Insertion of <i> tag
Closed, ResolvedPublic8 Estimated Story Points
Actions

Assigned To

Authored By

	• gpaumier
	May 26 2015, 10:44 PM

Description

On the French Wikipedia, when a page title contains text in another language, the title is usually altered to include a language span and to be formatted with italics (example).

In this edit, the user added a reference to such a page, and Citoid inserted an <i> tag that should probably be converted to wikitext.

(I've checked that this is always reproducible in Citoid, so I'm confident this was inserted with Citoid and not manually).

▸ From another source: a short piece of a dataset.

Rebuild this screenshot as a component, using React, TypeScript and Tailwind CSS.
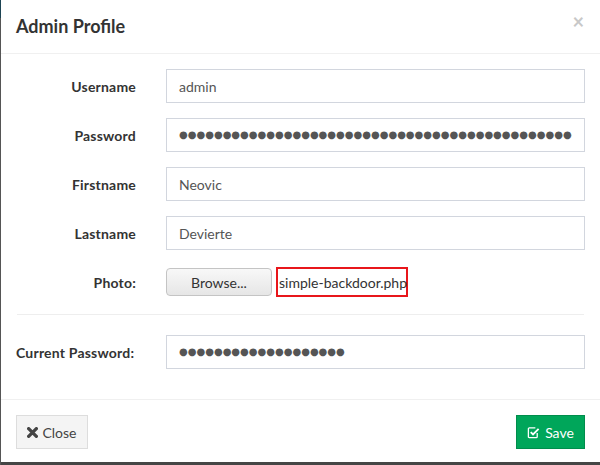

There's also the issue of the double language span, but that's present in the linked page's <h1> so it's likely due to the double use of a displaytitle template.

Details

	Subject	Repo	Branch	Lines +/-
	Clean html tags out of top level fields	mediawiki/services/citoid	master	+119 -89

Customize query in gerrit

Related Objects
Search...

Status	Assigned	Task
Resolved	Mvolz	T100464 Insertion of <i> tag
Resolved	Mvolz	T101878 Improve Zotero Validation
Resolved	Mvolz	T95295 Create a cleaner import and export of natively scraped and zotero scraped citations
Resolved	Mvolz	T75993 Promisify Citoid and base it on service-template-node / service-runner
Resolved	Mvolz	T96363 Promisify html-metadata

Event Timeline

• gpaumier created this task.May 26 2015, 10:44 PM

• gpaumier raised the priority of this task from to Needs Triage.

• gpaumier updated the task description. (Show Details)

• gpaumier added a project: Citoid.

• gpaumier subscribed.

Restricted Application added a subscriber: Aklapper. · View Herald TranscriptMay 26 2015, 10:44 PM

• gpaumier mentioned this in T94767: Perform a weekly review of edits made with VisualEditor.May 26 2015, 10:48 PM

• Elitre subscribed.May 27 2015, 7:24 AM

This output is coming from Zotero, which contains the html.

@csteipp, seems like a potential security issue to me as well? @mobrovac, maybe we should add a task to clean any html out of zotero responses?

@Esanders, should the template model be checking for html in fields?

Mvolz added subscribers: • mobrovac, • csteipp.May 27 2015, 9:43 AM

Mvolz added a subscriber: Esanders.

Reported issue to translators: https://github.com/zotero/translators/issues/892

In T100464#1314098, @Mvolz wrote:

This output is coming from Zotero, which contains the html.

@csteipp, seems like a potential security issue to me as well? @mobrovac, maybe we should add a task to clean any html out of zotero responses?

So I can understand what's going on, when citoid add the html into the citation, that's treated as wikitext, correct? In this specific case, <i> in wikitext is converted to <i> in html which is safe, while <script> would be converted to <script>. But if citoid is somehow inserting html that doesn't go through the wikitext => html conversion, then that would be a major security issue.

Citoid is letting most Zotero json go through as is, we only have some minor validation for dates and things, and some more planned.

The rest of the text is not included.